To do: Search the data below for the string "this". Extract every line that contains it.

(Interface markup and scripts)
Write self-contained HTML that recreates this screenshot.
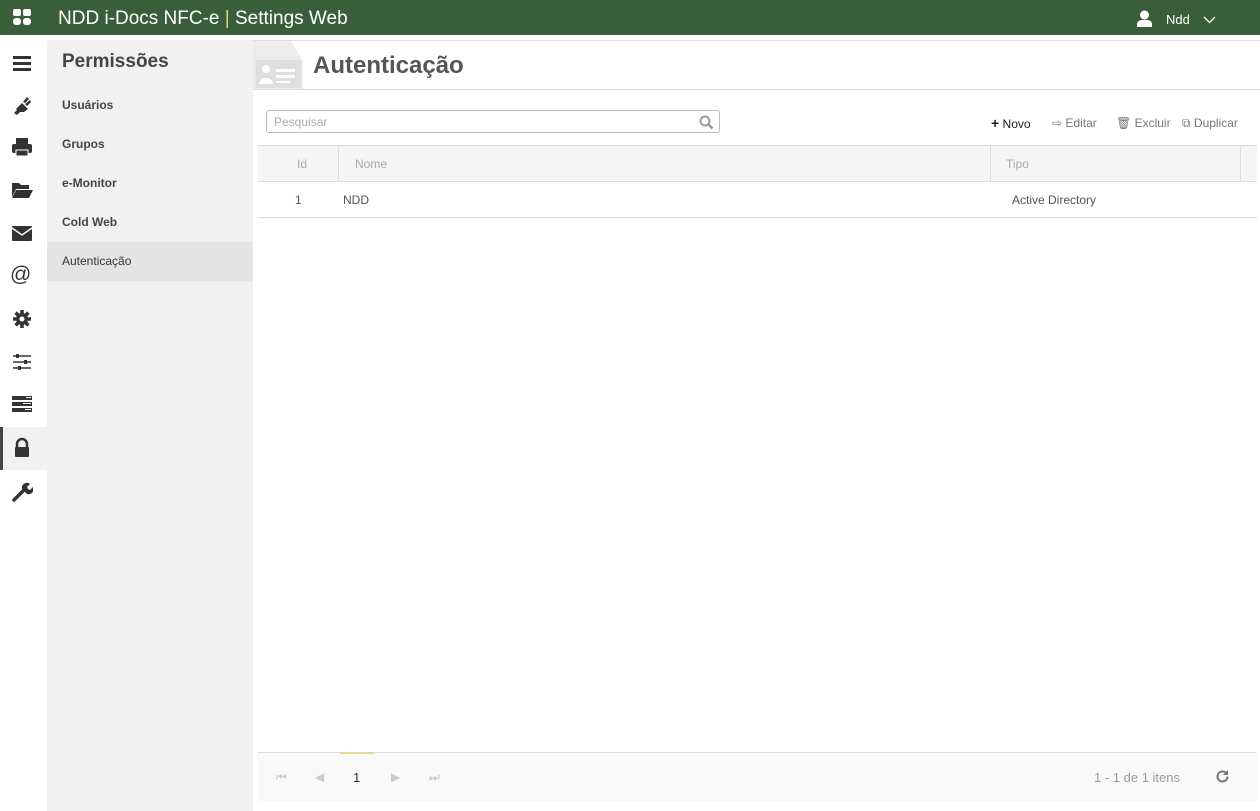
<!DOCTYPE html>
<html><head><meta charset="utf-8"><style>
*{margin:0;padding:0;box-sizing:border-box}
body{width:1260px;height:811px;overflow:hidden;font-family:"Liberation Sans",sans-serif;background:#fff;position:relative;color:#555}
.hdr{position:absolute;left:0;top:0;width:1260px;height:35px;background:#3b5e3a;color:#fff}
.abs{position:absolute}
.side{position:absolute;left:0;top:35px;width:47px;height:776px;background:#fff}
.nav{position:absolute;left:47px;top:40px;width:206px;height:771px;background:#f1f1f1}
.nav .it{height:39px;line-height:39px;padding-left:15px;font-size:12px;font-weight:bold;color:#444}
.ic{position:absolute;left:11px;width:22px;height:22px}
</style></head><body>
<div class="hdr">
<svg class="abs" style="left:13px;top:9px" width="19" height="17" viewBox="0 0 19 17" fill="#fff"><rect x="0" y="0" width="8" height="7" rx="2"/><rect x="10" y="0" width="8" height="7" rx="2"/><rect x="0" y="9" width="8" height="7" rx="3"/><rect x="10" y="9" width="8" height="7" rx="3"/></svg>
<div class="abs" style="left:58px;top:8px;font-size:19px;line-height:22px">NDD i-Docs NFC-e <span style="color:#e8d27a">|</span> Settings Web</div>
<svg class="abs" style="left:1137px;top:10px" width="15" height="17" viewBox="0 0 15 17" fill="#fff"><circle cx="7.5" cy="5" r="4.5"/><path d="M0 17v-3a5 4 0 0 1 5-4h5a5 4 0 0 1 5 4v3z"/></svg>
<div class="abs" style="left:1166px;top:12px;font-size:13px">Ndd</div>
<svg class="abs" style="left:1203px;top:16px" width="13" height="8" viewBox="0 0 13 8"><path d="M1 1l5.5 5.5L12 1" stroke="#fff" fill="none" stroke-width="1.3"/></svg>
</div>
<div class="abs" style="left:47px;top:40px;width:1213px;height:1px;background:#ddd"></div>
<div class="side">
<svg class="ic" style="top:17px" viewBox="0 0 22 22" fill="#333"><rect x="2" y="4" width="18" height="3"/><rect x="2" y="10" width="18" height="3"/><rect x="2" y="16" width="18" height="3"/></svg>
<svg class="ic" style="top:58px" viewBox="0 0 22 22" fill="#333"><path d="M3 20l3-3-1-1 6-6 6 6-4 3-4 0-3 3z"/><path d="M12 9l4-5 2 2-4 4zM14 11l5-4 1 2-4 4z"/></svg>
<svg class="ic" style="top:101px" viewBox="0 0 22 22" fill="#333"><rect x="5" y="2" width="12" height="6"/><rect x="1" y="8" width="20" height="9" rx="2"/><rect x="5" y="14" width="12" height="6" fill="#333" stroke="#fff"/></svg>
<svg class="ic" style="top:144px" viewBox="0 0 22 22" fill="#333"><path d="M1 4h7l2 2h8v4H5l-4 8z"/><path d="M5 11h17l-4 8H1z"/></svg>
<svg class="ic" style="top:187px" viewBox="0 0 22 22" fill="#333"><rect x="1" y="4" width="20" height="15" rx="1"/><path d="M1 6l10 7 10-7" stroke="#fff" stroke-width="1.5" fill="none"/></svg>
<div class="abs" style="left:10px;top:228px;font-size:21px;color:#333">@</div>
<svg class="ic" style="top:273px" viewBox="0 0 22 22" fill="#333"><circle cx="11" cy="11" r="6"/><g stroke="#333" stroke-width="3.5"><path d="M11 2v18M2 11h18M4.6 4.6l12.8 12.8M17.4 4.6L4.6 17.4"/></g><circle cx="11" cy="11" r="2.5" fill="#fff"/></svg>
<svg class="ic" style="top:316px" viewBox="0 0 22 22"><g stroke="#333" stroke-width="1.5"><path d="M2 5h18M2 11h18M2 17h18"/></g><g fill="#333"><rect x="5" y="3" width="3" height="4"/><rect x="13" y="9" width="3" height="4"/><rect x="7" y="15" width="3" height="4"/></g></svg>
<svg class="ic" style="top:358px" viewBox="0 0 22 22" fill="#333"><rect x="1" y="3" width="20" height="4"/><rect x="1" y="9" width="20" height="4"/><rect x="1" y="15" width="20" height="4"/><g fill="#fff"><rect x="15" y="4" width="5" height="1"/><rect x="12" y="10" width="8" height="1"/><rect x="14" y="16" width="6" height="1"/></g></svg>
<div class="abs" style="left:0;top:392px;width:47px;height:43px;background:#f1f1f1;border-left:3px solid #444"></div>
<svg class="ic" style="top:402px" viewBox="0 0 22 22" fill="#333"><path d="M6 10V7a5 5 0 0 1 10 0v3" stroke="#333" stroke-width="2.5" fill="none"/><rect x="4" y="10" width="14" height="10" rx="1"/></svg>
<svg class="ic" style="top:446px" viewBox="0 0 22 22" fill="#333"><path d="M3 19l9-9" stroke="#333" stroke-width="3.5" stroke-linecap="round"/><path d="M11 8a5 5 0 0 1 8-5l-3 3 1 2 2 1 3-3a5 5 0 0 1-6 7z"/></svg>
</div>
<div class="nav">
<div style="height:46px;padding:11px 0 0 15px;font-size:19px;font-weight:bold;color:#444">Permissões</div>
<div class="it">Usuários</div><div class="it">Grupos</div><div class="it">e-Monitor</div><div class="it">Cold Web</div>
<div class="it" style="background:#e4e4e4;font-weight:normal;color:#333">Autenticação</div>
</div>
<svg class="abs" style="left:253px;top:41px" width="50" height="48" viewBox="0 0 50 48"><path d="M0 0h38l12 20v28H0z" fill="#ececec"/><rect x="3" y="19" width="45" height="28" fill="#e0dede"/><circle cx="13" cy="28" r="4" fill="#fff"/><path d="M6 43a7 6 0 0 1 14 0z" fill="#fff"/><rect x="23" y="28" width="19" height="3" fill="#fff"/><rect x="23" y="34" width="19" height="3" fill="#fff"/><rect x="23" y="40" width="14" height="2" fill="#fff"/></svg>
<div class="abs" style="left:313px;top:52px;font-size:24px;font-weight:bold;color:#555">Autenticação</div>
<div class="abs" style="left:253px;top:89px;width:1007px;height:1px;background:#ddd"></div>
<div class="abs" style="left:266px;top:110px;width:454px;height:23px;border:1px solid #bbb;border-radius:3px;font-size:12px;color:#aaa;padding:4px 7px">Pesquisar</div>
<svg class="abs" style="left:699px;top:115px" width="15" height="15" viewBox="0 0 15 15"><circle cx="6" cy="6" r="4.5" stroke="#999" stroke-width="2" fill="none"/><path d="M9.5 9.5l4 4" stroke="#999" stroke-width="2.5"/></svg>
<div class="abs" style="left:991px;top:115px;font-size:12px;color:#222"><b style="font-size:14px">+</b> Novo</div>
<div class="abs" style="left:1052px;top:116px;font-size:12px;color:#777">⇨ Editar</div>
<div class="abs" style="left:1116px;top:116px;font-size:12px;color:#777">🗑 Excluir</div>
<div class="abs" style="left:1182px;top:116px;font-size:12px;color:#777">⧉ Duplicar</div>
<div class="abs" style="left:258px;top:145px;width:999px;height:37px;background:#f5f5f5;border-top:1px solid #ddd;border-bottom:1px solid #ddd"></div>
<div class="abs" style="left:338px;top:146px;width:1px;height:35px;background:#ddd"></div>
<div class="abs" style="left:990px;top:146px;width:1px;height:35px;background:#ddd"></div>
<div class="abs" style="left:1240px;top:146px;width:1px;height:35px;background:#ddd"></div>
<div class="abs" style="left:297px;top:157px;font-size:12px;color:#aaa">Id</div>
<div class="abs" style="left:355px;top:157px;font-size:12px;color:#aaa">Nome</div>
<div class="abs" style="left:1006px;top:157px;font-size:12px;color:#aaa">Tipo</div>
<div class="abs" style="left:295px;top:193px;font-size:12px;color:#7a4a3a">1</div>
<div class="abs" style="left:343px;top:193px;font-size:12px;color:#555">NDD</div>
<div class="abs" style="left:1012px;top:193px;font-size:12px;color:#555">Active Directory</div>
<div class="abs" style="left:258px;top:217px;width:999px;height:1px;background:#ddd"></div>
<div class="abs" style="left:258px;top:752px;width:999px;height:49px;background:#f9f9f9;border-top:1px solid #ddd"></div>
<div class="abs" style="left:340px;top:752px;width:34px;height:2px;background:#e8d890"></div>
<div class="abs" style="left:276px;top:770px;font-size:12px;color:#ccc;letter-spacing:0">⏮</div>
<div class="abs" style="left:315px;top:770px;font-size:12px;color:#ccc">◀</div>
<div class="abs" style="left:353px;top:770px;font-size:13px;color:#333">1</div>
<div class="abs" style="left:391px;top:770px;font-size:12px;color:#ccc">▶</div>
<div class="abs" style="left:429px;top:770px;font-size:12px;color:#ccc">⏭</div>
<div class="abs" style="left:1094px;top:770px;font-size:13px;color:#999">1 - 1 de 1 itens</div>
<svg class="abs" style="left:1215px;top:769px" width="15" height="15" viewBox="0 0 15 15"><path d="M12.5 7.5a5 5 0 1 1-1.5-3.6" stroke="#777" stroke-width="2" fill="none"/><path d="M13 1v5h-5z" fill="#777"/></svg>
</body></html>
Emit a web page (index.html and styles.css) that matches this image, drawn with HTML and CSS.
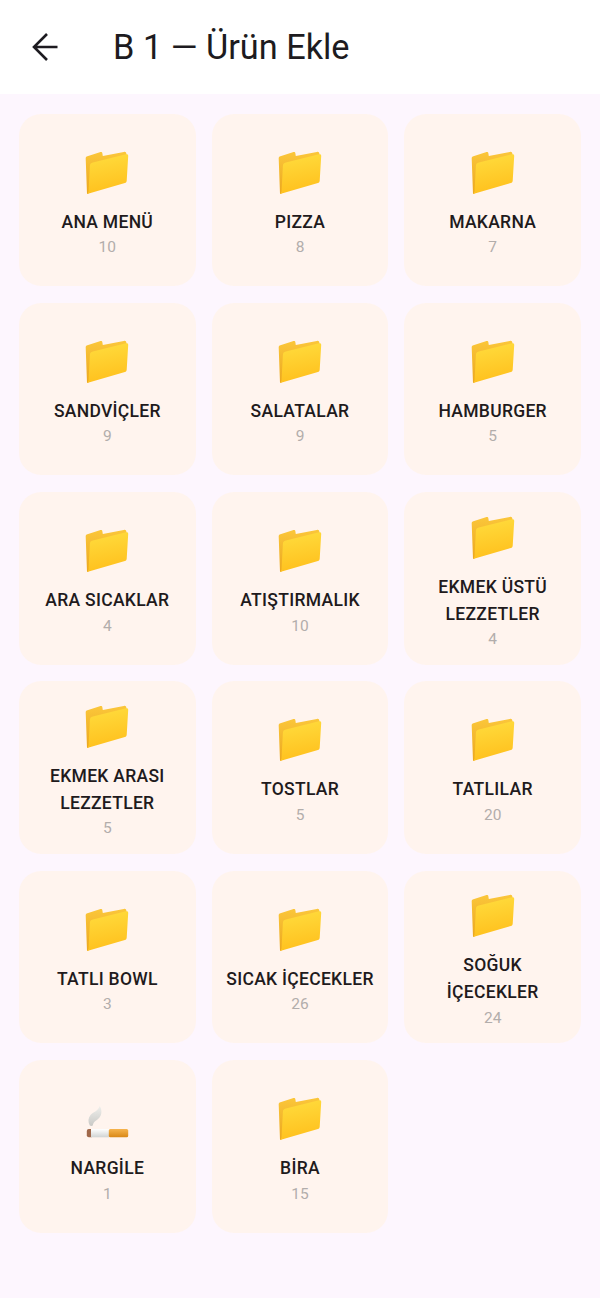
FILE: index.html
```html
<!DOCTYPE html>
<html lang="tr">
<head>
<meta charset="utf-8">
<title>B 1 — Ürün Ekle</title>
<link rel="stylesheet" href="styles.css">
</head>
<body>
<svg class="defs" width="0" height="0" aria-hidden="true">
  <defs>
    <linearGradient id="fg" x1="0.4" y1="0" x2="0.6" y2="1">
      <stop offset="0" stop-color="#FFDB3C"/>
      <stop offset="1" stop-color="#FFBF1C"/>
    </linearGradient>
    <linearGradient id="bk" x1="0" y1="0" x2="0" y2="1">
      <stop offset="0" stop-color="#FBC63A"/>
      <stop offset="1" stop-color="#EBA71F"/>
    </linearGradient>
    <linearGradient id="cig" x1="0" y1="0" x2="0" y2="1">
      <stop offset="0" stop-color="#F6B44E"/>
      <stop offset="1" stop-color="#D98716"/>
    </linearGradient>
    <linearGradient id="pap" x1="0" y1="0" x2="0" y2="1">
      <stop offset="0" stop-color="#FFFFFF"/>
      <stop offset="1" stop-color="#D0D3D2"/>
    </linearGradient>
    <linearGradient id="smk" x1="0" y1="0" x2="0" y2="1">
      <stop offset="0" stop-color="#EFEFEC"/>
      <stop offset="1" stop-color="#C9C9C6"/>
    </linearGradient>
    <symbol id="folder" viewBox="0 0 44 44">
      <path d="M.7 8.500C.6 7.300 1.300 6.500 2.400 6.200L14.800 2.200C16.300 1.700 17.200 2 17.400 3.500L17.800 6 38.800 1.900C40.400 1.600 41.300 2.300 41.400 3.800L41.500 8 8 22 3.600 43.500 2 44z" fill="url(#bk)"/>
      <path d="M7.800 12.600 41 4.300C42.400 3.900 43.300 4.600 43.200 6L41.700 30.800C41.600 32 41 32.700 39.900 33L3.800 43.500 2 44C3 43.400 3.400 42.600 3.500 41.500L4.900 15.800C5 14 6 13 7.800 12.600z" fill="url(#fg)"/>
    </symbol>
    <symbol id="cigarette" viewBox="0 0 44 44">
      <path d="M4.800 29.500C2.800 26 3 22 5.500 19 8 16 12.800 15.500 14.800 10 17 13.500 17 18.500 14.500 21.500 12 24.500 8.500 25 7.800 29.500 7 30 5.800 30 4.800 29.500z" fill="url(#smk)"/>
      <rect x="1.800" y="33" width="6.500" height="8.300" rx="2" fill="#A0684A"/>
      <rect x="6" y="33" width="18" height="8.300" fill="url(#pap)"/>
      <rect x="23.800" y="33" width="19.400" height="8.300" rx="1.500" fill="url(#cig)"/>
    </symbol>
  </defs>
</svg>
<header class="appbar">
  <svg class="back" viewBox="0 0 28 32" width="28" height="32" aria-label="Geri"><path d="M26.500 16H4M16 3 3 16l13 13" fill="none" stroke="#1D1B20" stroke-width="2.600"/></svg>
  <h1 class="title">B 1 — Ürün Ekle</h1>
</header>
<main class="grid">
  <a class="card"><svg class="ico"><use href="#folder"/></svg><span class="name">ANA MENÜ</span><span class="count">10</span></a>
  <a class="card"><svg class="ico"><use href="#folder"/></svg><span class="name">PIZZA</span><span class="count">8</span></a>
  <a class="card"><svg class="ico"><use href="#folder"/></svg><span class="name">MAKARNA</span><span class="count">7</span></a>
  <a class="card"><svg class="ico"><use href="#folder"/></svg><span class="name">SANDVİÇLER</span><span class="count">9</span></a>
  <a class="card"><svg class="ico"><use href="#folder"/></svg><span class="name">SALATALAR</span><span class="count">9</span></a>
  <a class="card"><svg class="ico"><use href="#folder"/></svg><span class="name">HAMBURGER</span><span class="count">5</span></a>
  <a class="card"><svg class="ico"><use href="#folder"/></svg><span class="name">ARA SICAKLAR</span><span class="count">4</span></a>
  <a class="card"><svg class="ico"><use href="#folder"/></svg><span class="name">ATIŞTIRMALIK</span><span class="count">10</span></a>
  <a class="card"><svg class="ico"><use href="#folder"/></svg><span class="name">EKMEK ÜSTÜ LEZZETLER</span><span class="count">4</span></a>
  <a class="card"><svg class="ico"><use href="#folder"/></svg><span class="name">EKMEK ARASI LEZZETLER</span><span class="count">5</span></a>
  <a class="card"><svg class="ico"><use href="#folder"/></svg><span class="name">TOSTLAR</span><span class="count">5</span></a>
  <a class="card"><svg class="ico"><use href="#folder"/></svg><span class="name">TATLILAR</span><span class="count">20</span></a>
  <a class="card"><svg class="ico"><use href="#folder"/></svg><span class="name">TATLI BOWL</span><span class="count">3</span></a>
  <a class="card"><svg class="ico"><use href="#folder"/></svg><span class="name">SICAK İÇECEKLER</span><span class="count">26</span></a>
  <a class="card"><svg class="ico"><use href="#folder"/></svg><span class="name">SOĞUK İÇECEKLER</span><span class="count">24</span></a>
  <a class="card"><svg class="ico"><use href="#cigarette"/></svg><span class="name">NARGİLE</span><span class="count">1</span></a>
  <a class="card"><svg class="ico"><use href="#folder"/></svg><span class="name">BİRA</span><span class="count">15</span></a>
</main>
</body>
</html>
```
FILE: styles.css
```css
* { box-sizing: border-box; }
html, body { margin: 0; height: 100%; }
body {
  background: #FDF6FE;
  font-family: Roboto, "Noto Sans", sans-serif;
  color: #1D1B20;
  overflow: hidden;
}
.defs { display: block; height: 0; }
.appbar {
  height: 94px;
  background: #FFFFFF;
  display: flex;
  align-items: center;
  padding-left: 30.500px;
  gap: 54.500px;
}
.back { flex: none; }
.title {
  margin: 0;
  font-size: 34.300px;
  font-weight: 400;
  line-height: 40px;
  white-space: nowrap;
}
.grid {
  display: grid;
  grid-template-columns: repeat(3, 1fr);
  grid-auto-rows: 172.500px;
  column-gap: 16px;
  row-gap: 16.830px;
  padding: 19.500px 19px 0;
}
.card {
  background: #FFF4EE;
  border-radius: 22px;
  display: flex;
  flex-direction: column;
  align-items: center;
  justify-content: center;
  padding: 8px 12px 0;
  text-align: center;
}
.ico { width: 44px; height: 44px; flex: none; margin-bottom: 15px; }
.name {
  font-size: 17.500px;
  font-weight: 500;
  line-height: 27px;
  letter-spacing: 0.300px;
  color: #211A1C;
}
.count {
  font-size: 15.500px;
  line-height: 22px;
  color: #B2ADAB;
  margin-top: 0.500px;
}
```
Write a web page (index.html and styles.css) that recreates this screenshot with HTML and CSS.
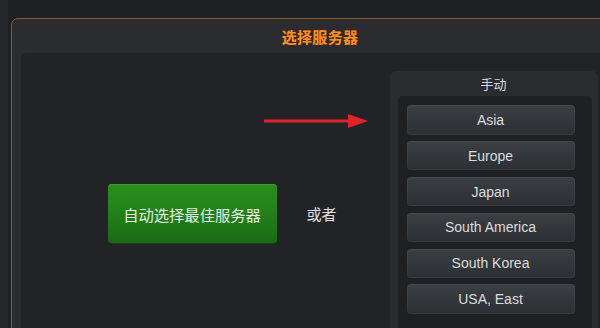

Correct result:
Write self-contained HTML that recreates this screenshot.
Emit a web page (index.html and styles.css) that matches this image, drawn with HTML and CSS.
Write a web page (index.html and styles.css) that recreates this screenshot with HTML and CSS.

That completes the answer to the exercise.